Title: The Bridge

Author: Iain Banks

Type: Fiction

Page Count: 390

Rating: 3.25/5

This book was a gift from someone and so I pretty much went in blind, although I’ve heard good things about Banks in the past. The premise was interesting too, although it’s hard to explain exactly what the book is about. It’s one of those books with hallucinatory, trippy qualities that make it a pleasure to read but which also ensure that it kind of messes with your head.

As a general rule, I quite liked that and thought that it worked pretty well. The real downside was that there were some chunky sections that were written in Scots dialect and which were even more difficult to absorb than the meandering narrative. I actually enjoyed the narrative, but the Scots stuff was like Irvine Welsh but mixed in with a bunch of random terms I’m more used to from the Midlands. I’m sure it was authentic, I just didn’t like it.

In fact, those Scottish sections made the book drag for me to the point at which I had to switch it over as a bedtime book, although only for those sections. I got through them, but they didn’t really add to the book and instead they slowed me down and made this last a couple of days longer than it needed to. A problem, but of the first-world variety.

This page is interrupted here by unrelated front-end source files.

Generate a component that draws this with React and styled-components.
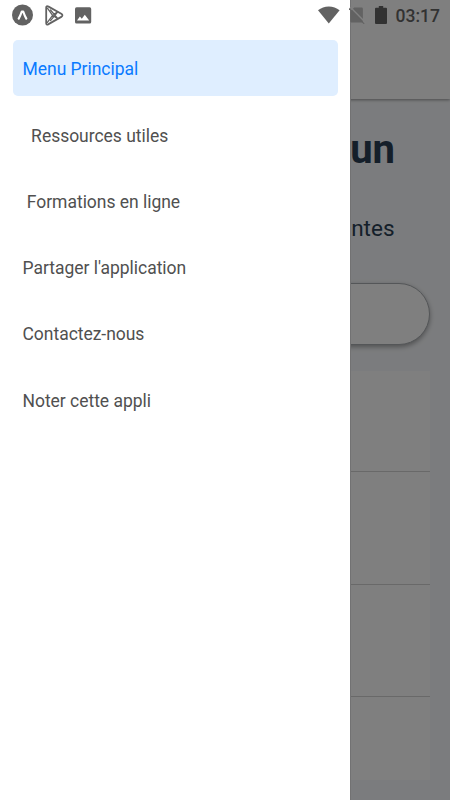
import React, { useState } from 'react';
import styled, { createGlobalStyle } from 'styled-components';

const menuItems = [
  'Menu Principal',
  '  Ressources utiles',
  ' Formations en ligne',
  "Partager l'application",
  'Contactez-nous',
  'Noter cette appli',
];

export default function App() {
  const [active, setActive] = useState(0);

  return (
    <Screen>
      <GlobalStyle />
      <Page>
        <Header />
        <Content>
          <Title>un</Title>
          <Subtitle>entes</Subtitle>
          <SearchField />
          <List>
            <ListRow $height={101} />
            <ListRow $height={113} />
            <ListRow $height={112} />
            <ListRow $height={83} $last />
          </List>
        </Content>
      </Page>
      <Scrim />
      <Drawer>
        {menuItems.map((label, index) => (
          <DrawerItem
            key={label}
            $active={index === active}
            onClick={() => setActive(index)}
          >
            {label}
          </DrawerItem>
        ))}
      </Drawer>
      <StatusBar>
        <StatusLeft>
          <ExpoIcon />
          <PlayIcon />
          <ImageIcon />
        </StatusLeft>
        <StatusRight>
          <WifiIcon />
          <NoSimIcon />
          <BatteryIcon />
          <Clock>03:17</Clock>
        </StatusRight>
      </StatusBar>
    </Screen>
  );
}

function ExpoIcon() {
  return (
    <svg width="22" height="22" viewBox="0 0 22 22">
      <circle cx="10.5" cy="11" r="10.5" fill="#626262" />
      <path
        d="M6.7 14.6C8 12.6 9 9.8 9.8 7.5H11.2C12 9.8 13 12.6 14.3 14.6"
        fill="none"
        stroke="#fff"
        strokeWidth="2.2"
        strokeLinecap="round"
        strokeLinejoin="round"
      />
    </svg>
  );
}

function PlayIcon() {
  return (
    <svg width="19" height="21" viewBox="0 0 19 21">
      <g
        fill="none"
        stroke="#626262"
        strokeLinecap="round"
        strokeLinejoin="round"
      >
        <path
          d="M1.2 2.5C1.2 1.2 2.1 .8 3.1 1.4L16.3 8.8C17.8 9.7 17.8 11 16.3 11.9L3.1 19.4C2.1 20 1.2 19.5 1.2 18.3Z"
          strokeWidth="1.8"
        />
        <path
          d="M2.4 3.2L7.6 10.3L2.4 17.4M7.6 10.3L12.6 6.9M7.6 10.3L12.6 13.8M5.5 5L12.4 13.2M5.5 15.6L12.4 7.4"
          strokeWidth="1.3"
        />
      </g>
    </svg>
  );
}

function ImageIcon() {
  return (
    <svg width="17" height="17" viewBox="0 0 17 17">
      <rect x="0" y=".3" width="16.2" height="16.2" rx="1.6" fill="#626262" />
      <path
        d="M2 13.6L4.9 9.4L6.8 11.8L9.8 7.8L14.2 13.6Z"
        fill="#fff"
      />
    </svg>
  );
}

function WifiIcon() {
  return (
    <svg width="22" height="18" viewBox="0 0 22 18">
      <path
        d="M0 4.3C3.1 1.7 6.7 .4 10.8 .4S18.5 1.7 21.6 4.3L10.8 17.6Z"
        fill="#626262"
      />
    </svg>
  );
}

function NoSimIcon() {
  return (
    <svg width="17" height="17" viewBox="0 0 17 17">
      <path
        d="M5.2 .6H12.6Q13.9 .6 13.9 2V15.5H2.4Q1.2 15.5 1.2 14.1V4.6Z"
        fill="#626262"
      />
      <path d="M1.2 0L17 16" stroke="#808080" strokeWidth="1.4" />
      <path d="M-.6 .9L15.2 16.8" stroke="#626262" strokeWidth="1.2" />
    </svg>
  );
}

function BatteryIcon() {
  return (
    <svg width="12" height="18" viewBox="0 0 12 18">
      <path
        d="M3.8 0H8.2V1.8H11Q12 1.8 12 2.8V17Q12 18 11 18H1Q0 18 0 17V2.8Q0 1.8 1 1.8H3.8Z"
        fill="#323232"
      />
    </svg>
  );
}

const GlobalStyle = createGlobalStyle`
  * {
    box-sizing: border-box;
  }
  body {
    margin: 0;
    font-family: Roboto, sans-serif;
  }
`;

const Screen = styled.div`
  position: relative;
  width: 450px;
  height: 800px;
  overflow: hidden;
`;

const Page = styled.div`
  height: 100%;
  display: flex;
  flex-direction: column;
  background: #f7f9fc;
`;

const Header = styled.header`
  position: relative;
  height: 100px;
  background: #fff;
  box-shadow: 0 1px 3px rgba(0, 0, 0, 0.4);
`;

const Content = styled.main`
  flex: 1;
  display: flex;
  flex-direction: column;
  padding: 27px 20px 20px;
  color: #2a3f54;
`;

const Title = styled.h1`
  margin: 0;
  padding-right: 35px;
  font-size: 40px;
  font-weight: 700;
  line-height: 47px;
  text-align: right;
`;

const Subtitle = styled.p`
  margin: 41px 0 0;
  padding-right: 35.5px;
  font-size: 22.5px;
  line-height: 28px;
  text-align: right;
`;

const SearchField = styled.div`
  height: 62px;
  margin-top: 41px;
  border: 1px solid #a8acb0;
  border-radius: 31px;
  background: #fff;
  box-shadow: 0 2px 5px rgba(0, 0, 0, 0.35);
`;

const List = styled.div`
  margin-top: 26px;
`;

const ListRow = styled.div`
  height: ${({ $height }) => $height}px;
  background: #fff;
  border-bottom: ${({ $last }) => ($last ? 'none' : '1px solid #d2d2d2')};
`;

const Scrim = styled.div`
  position: absolute;
  inset: 0;
  background: rgba(0, 0, 0, 0.5);
`;

const Drawer = styled.nav`
  position: absolute;
  top: 0;
  left: 0;
  width: 350px;
  height: 100%;
  display: flex;
  flex-direction: column;
  gap: 10.25px;
  padding: 40px 12.5px 0;
  background: #fff;
  box-shadow: 1px 0 0 #727273;
`;

const DrawerItem = styled.button`
  height: 56px;
  flex-shrink: 0;
  padding: 2.6px 10px 0;
  border: 0;
  border-radius: 5px;
  background: ${({ $active }) => ($active ? '#dfeeff' : 'transparent')};
  color: ${({ $active }) => ($active ? '#0a7aff' : '#505050')};
  font: 400 17.5px Roboto, sans-serif;
  letter-spacing: -0.03px;
  text-align: left;
  white-space: pre;
`;

const StatusBar = styled.div`
  position: absolute;
  top: 0;
  left: 0;
  width: 100%;
  height: 30px;
  display: flex;
  align-items: center;
  justify-content: space-between;
  padding: 0 10px 0 12px;
`;

const StatusLeft = styled.div`
  display: flex;
  align-items: center;
  gap: 11px;
`;

const StatusRight = styled.div`
  display: flex;
  align-items: center;
  gap: 9px;
`;

const Clock = styled.span`
  padding-top: 2px;
  color: #323232;
  font-size: 17.5px;
  font-weight: 500;
`;
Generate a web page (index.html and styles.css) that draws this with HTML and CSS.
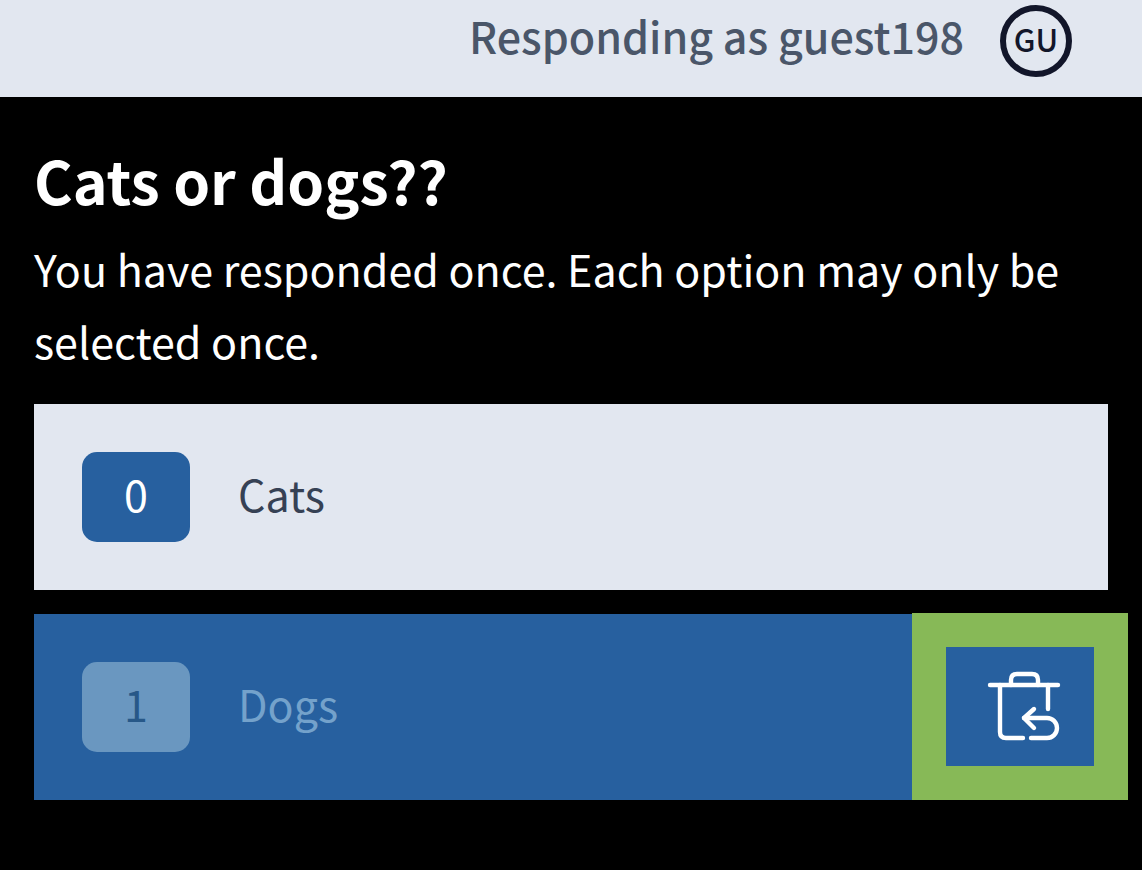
FILE: index.html
```
<!DOCTYPE html>
<html lang="en">
<head>
  <meta charset="UTF-8">
  <meta name="viewport" content="width=device-width, initial-scale=1">
  <title>Cats or dogs??</title>
  <link rel="stylesheet" href="styles.css">
</head>
<body>
  <header class="topbar">
    <span class="user">Responding as guest198</span>
    <button type="button" class="avatar">GU</button>
  </header>

  <main class="poll">
    <h1>Cats or dogs??</h1>
    <p class="status">You have responded once. Each option may only be selected once.</p>

    <ul class="options">
      <li class="option">
        <button type="button" class="choice">
          <span class="count">0</span>
          <span class="label">Cats</span>
        </button>
      </li>
      <li class="option selected">
        <button type="button" class="choice" disabled>
          <span class="count">1</span>
          <span class="label">Dogs</span>
        </button>
        <button type="button" class="undo" aria-label="Clear response">
          <svg width="80" height="76" viewBox="0 0 80 76" aria-hidden="true">
            <path d="M6 17H74"/>
            <path d="M27 17V12Q27 6 33 6H48Q54 6 54 12V17"/>
            <path d="M16 17V64Q16 70 22 70H39"/>
            <path d="M64 17V41"/>
            <path d="M50 41L40 50L50 60"/>
            <path d="M40 50H63A10 10 0 0 1 63 70H47"/>
          </svg>
        </button>
      </li>
    </ul>
  </main>
</body>
</html>
```
FILE: styles.css
```
* {
  box-sizing: border-box;
}
body {
  margin: 0;
  background-color: #000000;
  color: #ffffff;
  font-family: "Noto Sans CJK SC", "Open Sans", sans-serif;
  font-size: 43px;
  line-height: 72px;
}
button {
  font: inherit;
  border: 0;
  padding: 0;
}
.topbar {
  display: flex;
  justify-content: flex-end;
  align-items: flex-start;
  gap: 36px;
  padding: 5px 70px 20px;
  background-color: #e2e7f0;
}
.user {
  color: #4a5669;
  font-weight: 500;
  line-height: 60px;
}
.avatar {
  width: 72px;
  height: 72px;
  padding-bottom: 4px;
  border: 6px solid #12162a;
  border-radius: 50%;
  background: none;
  color: #12162a;
  font-size: 31px;
  font-weight: 500;
  line-height: 56px;
}
.poll {
  padding: 43px 34px;
}
.poll h1 {
  margin: 0 0 12px;
  font-size: 59px;
  font-weight: 700;
  line-height: 80px;
}
.status {
  margin: 0 0 28px;
}
.options {
  display: flex;
  flex-direction: column;
  gap: 24px;
  margin: 0;
  padding: 0;
  list-style: none;
}
.option {
  position: relative;
}
.choice {
  display: flex;
  align-items: center;
  gap: 48px;
  width: 100%;
  padding: 48px;
  background-color: #e2e7f0;
  color: #364154;
  text-align: left;
}
.count, .label {
  padding-bottom: 8px;
  line-height: 82px;
}
.count {
  width: 108px;
  border-radius: 15px;
  background-color: #27609f;
  color: #ffffff;
  text-align: center;
}
.selected .choice {
  background-color: #27609f;
  color: #74a2cb;
}
.selected .count {
  background-color: #6a97c0;
  color: #275888;
}
.undo {
  position: absolute;
  top: -1px;
  right: -20px;
  bottom: 0;
  display: flex;
  align-items: center;
  justify-content: center;
  width: 216px;
  padding: 0 0 2px 8px;
  border: 34px solid #87b957;
  background-color: #27609f;
}
.undo svg {
  fill: none;
  stroke: #ffffff;
  stroke-width: 4.4;
  stroke-linecap: round;
  stroke-linejoin: round;
}
```
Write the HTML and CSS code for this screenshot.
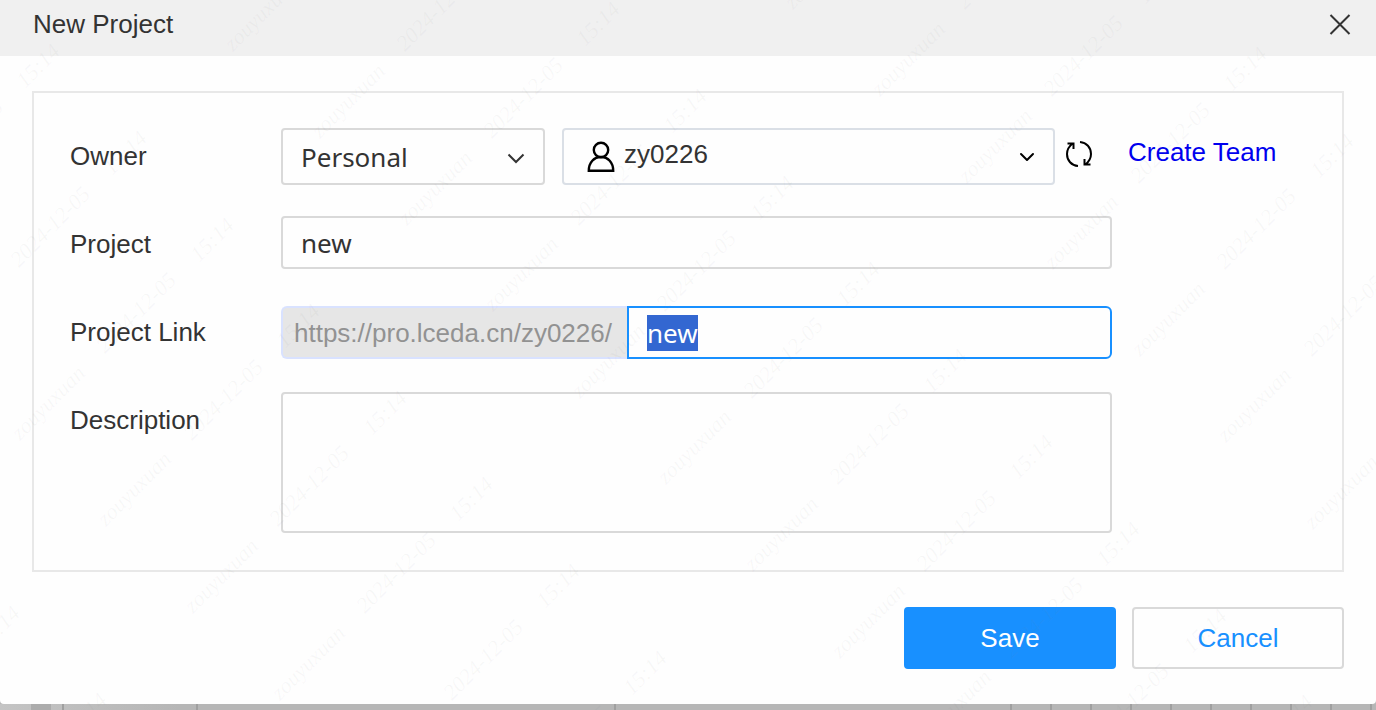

What’s weird is that the main thing I’ll be taking away from this book is one of the minor characters who really stole the show. He was a psychiatrist’s patient who thought that he was a different piece of furniture every day and who had to go around with a police escort. Sometimes he thought he was a bidet in a women’s bathroom and he could be quite persistent.

That, for me, is pretty typical of this book. There was a lot of food for thought and plenty of little passages that tickled me or that made me think about life and philosophy, but it was also infuriating at times and slightly disappointing just because I feel like it could have been so much more. As for whether I’d recommend it, that really depends on what you’re into. If you like experimental stuff or science fiction with a dystopian flavour, try it.